July 11, 2010 at 1:44 pm
Christine
Given the definition of insanity (doing the same thing, expecting different results) and the state of things, my question remains: what does one bring to the table to create something truly different? In fact, what is, at this juncture, actually ‘different’? I want to step away as much as I can to find a new way to step up. I would like to have a sense of new engagement. It is as though I have to find a way to shake myself loose.
July 12, 2010 at 5:27 am
Bill
I had always assumed that you almost need a passport visa to travel between northern and southern California. Be interested to see how the home turf feels after your sojourn South. While taking things seriously does have its head-banging moments of frustration, it gives you the passion and energy to experience both pain and pleasure more intensely. Not sure you can avoid the trade-off. And yes, sanity does involve backing off and regrouping from the head-banging. You seem equipped for that. good luck.
July 12, 2010 at 10:02 am
Kathleen
Hmmm. “Being serious at all times.” “Taking ourselves seriously.” Those both seem to me to be different from taking the world seriously.
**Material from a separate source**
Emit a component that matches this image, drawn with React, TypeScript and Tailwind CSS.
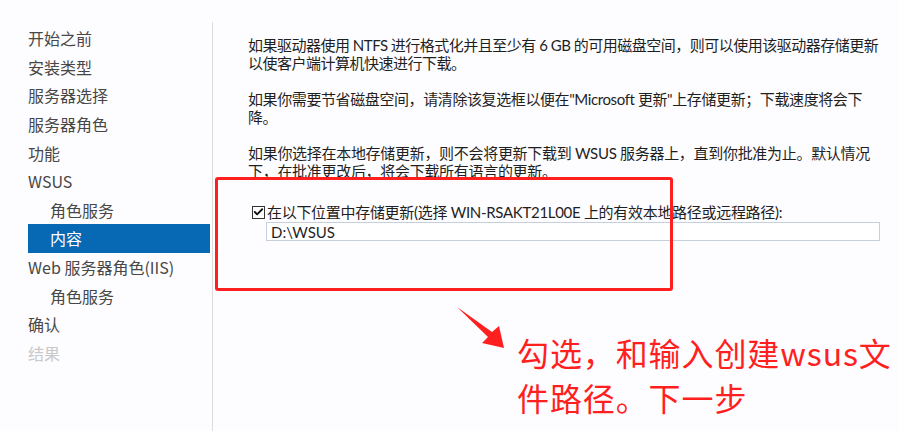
import { Check } from "lucide-react";

const navItems: { label: string; indent?: boolean; active?: boolean; disabled?: boolean }[] = [
  { label: "开始之前" },
  { label: "安装类型" },
  { label: "服务器选择" },
  { label: "服务器角色" },
  { label: "功能" },
  { label: "WSUS" },
  { label: "角色服务", indent: true },
  { label: "内容", indent: true, active: true },
  { label: "Web 服务器角色(IIS)" },
  { label: "角色服务", indent: true },
  { label: "确认" },
  { label: "结果", disabled: true },
];

const font = { fontFamily: '"Noto Sans CJK SC", "Noto Sans", sans-serif' };
const body = { fontFamily: 'Lato, "Noto Sans CJK SC", sans-serif' };

export default function App() {
  return (
    <div
      className="relative flex h-[431px] w-[899px] overflow-hidden bg-[#fdfcfe]"
      style={font}
    >
      {/* Sidebar */}
      <div className="w-[213px] shrink-0 pt-[22px]">
        <div className="h-full border-r border-[#dcdcdc] pl-[28px] pr-[2px] pt-[2px]">
          {navItems.map((item, i) => (
            <div
              key={i}
              className={`flex h-[28.6px] items-center whitespace-nowrap text-[16px] ${
                item.indent ? "pl-[22px]" : "pl-0"
              } ${
                item.active
                  ? "bg-[#0768b3] text-white"
                  : item.disabled
                    ? "text-[#c9c9c9]"
                    : "text-[#474747]"
              }`}
            >
              {item.label}
            </div>
          ))}
        </div>
      </div>

      {/* Content */}
      <div
        className="flex-1 pl-[35px] pr-[8px] pt-[36px] text-[15px] leading-[18px] text-[#1f1f1f]"
        style={body}
      >
        <p className="whitespace-nowrap tracking-[-0.5px]">
          如果驱动器使用 NTFS 进行格式化并且至少有 6 GB 的可用磁盘空间，则可以使用该驱动器存储更新
          <br />
          以使客户端计算机快速进行下载。
        </p>
        <p className="mt-[18px] whitespace-nowrap tracking-[-0.4px]">
          如果你需要节省磁盘空间，请清除该复选框以便在"Microsoft 更新"上存储更新；下载速度将会下
          <br />
          降。
        </p>
        <p className="mt-[18px] whitespace-nowrap tracking-[-0.3px]">
          如果你选择在本地存储更新，则不会将更新下载到 WSUS 服务器上，直到你批准为止。默认情况
          <br />
          下，在批准更改后，将会下载所有语言的更新。
        </p>

        <div className="mt-[23px] flex items-center pl-[4px]">
          <span className="flex h-[13px] w-[13px] items-center justify-center border border-[#333] bg-white">
            <Check className="h-[14px] w-[14px] text-[#111]" strokeWidth={4} />
          </span>
          <span className="ml-[2px] whitespace-nowrap text-[15px] tracking-[-0.3px]">
            在以下位置中存储更新(选择 WIN-RSAKT21L00E 上的有效本地路径或远程路径):
          </span>
        </div>
        <div className="ml-[18px] mt-[1px] flex h-[19px] w-[614px] items-center border border-[#c5d0dc] bg-white pl-[4px] text-[15px]">
          D:\WSUS
        </div>
      </div>

      {/* Annotation overlay */}
      <div className="absolute left-[215px] top-[177px] h-[114px] w-[458px] rounded-[3px] border-[3px] border-[#ff1f1f]" />
      <svg
        className="absolute left-0 top-0"
        width="899"
        height="431"
        viewBox="0 0 899 431"
      >
        <polygon
          points="457,307 492,332 499,326 504,348 482,343 488,337"
          fill="#ff1f1f"
        />
      </svg>
      <div className="absolute left-[517px] top-[330px] text-[32px] leading-[45px] tracking-[0.9px] text-[#ff1f1f]">
        <div className="whitespace-nowrap">勾选，和输入创建wsus文</div>
        <div className="whitespace-nowrap">件路径。下一步</div>
      </div>
    </div>
  );
}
Passion and energy can coexist with humor and a sense of our own ridiculousness. Food for thought:
“It is not true that we cannot think without weakening nor be strong without talking nonsense. It is not true that good intentions justify everything, nor that we have the right to the opposite of what we want. The comedy of history, the switching of roles and the frivolity of the actors do not prevent us from discerning a clear enough course of action, provided only that we take pains to know what is going on rather than nourish phantasms, and provided that we distinguish anguish from anxiety and commitments from fanaticism.”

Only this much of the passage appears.